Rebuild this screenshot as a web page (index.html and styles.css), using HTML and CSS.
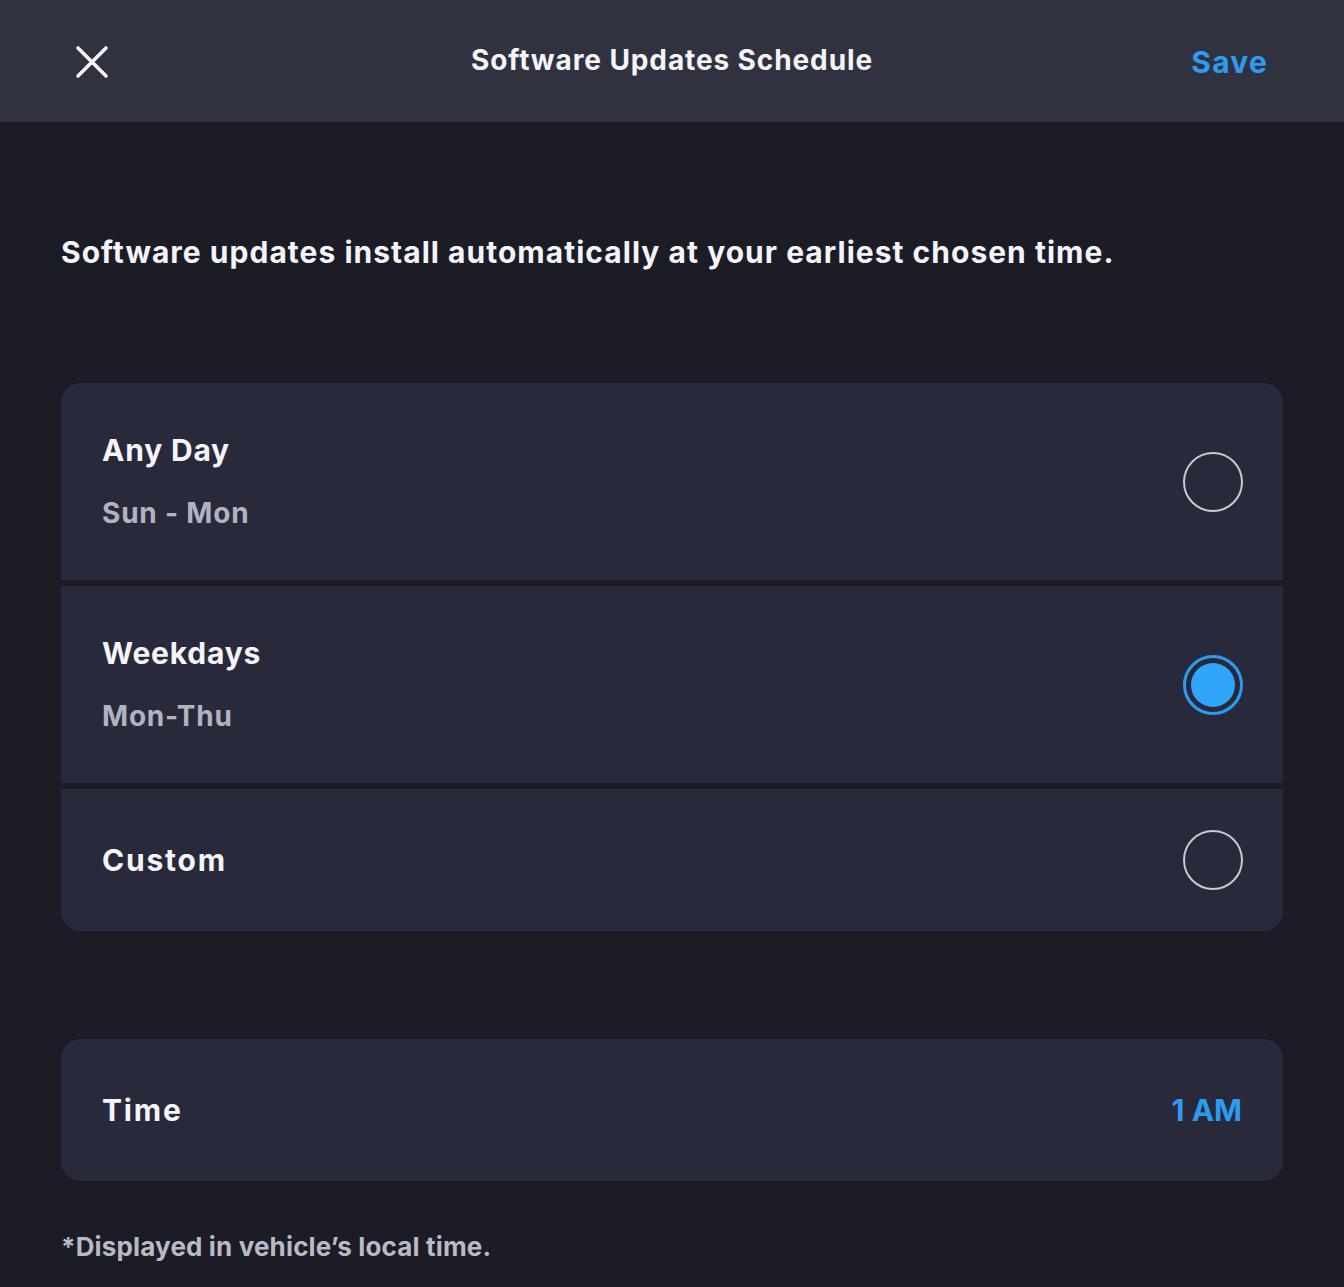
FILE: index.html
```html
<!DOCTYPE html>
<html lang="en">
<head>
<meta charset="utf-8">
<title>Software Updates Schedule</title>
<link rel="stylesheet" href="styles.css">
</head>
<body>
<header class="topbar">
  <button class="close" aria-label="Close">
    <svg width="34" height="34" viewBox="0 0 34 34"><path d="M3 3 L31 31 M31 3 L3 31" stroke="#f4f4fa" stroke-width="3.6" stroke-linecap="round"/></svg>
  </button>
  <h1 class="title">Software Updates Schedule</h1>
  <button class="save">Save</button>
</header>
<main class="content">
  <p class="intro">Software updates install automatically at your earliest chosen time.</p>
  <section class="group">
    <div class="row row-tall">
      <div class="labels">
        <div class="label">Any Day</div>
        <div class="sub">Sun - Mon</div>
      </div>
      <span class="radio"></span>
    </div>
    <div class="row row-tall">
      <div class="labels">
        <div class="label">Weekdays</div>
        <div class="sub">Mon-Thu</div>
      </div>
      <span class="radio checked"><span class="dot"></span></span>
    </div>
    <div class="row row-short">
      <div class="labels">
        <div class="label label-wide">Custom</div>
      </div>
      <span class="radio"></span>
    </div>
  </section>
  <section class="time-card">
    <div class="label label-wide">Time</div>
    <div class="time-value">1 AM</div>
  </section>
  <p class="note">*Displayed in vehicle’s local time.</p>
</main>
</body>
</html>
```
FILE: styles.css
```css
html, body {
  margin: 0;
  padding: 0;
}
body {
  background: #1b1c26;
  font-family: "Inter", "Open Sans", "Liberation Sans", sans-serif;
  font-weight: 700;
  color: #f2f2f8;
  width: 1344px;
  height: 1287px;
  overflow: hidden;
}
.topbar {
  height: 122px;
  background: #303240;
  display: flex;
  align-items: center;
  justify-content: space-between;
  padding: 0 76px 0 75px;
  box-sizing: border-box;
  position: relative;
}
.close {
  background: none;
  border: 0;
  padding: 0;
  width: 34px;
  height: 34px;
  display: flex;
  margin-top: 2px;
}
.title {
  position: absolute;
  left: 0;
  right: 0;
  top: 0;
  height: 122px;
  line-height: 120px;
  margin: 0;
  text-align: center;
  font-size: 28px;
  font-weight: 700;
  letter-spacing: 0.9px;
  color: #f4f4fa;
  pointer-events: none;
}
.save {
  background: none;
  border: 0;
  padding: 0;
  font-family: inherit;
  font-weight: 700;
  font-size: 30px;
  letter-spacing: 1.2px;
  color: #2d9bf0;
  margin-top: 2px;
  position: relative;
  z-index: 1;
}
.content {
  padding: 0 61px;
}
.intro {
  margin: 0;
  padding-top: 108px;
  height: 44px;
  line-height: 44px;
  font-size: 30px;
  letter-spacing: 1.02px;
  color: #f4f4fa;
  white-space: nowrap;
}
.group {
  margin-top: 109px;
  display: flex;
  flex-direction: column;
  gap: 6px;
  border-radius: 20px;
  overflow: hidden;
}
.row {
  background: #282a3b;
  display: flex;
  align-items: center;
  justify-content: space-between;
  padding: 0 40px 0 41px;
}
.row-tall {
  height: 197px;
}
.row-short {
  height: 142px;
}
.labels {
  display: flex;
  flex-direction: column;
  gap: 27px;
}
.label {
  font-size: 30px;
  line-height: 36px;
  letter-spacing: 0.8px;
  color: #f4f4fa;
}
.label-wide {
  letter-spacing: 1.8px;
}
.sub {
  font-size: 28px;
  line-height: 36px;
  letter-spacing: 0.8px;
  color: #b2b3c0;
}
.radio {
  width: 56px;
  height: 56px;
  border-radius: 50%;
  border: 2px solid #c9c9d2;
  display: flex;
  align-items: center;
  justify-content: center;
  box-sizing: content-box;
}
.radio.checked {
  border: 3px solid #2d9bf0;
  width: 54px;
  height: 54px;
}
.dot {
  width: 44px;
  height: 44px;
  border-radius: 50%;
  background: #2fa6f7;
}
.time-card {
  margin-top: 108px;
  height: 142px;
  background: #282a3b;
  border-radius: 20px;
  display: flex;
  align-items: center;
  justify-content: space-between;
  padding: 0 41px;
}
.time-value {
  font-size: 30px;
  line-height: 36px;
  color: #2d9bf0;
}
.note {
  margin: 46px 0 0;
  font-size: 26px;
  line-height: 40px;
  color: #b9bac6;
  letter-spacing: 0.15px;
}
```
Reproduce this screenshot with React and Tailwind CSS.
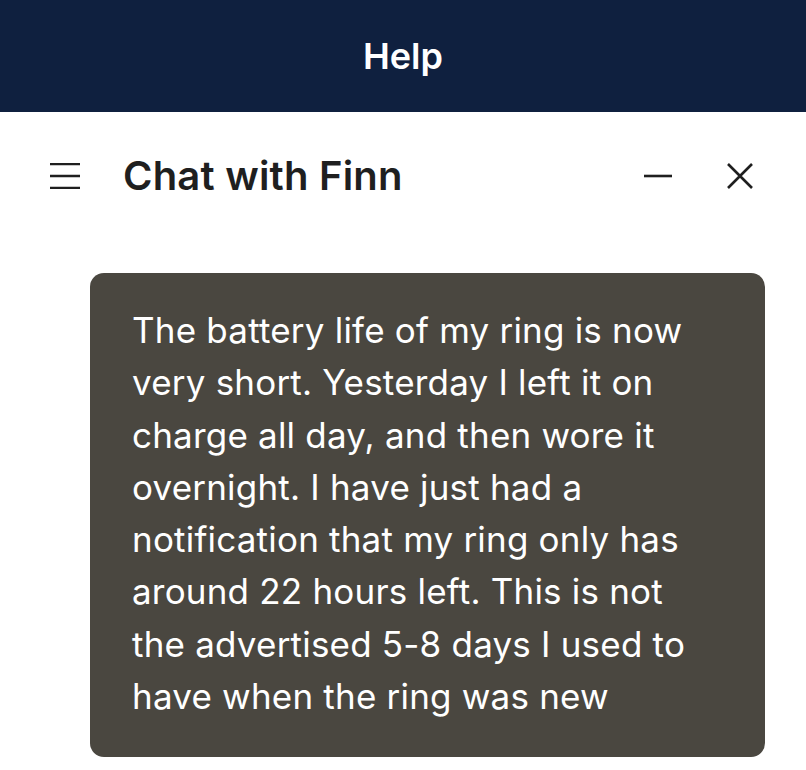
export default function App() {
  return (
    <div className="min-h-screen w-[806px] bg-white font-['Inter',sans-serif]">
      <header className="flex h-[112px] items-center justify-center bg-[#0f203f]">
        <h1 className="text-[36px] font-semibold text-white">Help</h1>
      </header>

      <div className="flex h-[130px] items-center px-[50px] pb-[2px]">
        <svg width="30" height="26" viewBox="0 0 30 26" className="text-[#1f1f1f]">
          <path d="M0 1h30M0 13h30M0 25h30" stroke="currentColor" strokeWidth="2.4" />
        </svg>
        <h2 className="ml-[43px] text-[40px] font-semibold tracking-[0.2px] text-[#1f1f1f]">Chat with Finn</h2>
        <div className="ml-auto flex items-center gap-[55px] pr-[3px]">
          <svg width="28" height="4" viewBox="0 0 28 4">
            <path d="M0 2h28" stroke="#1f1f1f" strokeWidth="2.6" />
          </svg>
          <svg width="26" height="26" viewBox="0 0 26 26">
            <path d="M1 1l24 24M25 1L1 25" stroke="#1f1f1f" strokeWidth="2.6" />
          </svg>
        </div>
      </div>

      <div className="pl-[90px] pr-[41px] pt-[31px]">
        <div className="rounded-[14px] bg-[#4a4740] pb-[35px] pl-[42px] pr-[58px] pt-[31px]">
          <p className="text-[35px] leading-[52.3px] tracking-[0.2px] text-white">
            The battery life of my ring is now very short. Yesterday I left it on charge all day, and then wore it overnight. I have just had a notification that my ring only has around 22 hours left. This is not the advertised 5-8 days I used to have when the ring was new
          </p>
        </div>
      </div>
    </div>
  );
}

^^^^

Above are the records. Identify each line that contains the word "index".

Rebuild this screenshot as a web page (index.html and styles.css), using HTML and CSS.
FILE: index.html
  z-index: 1;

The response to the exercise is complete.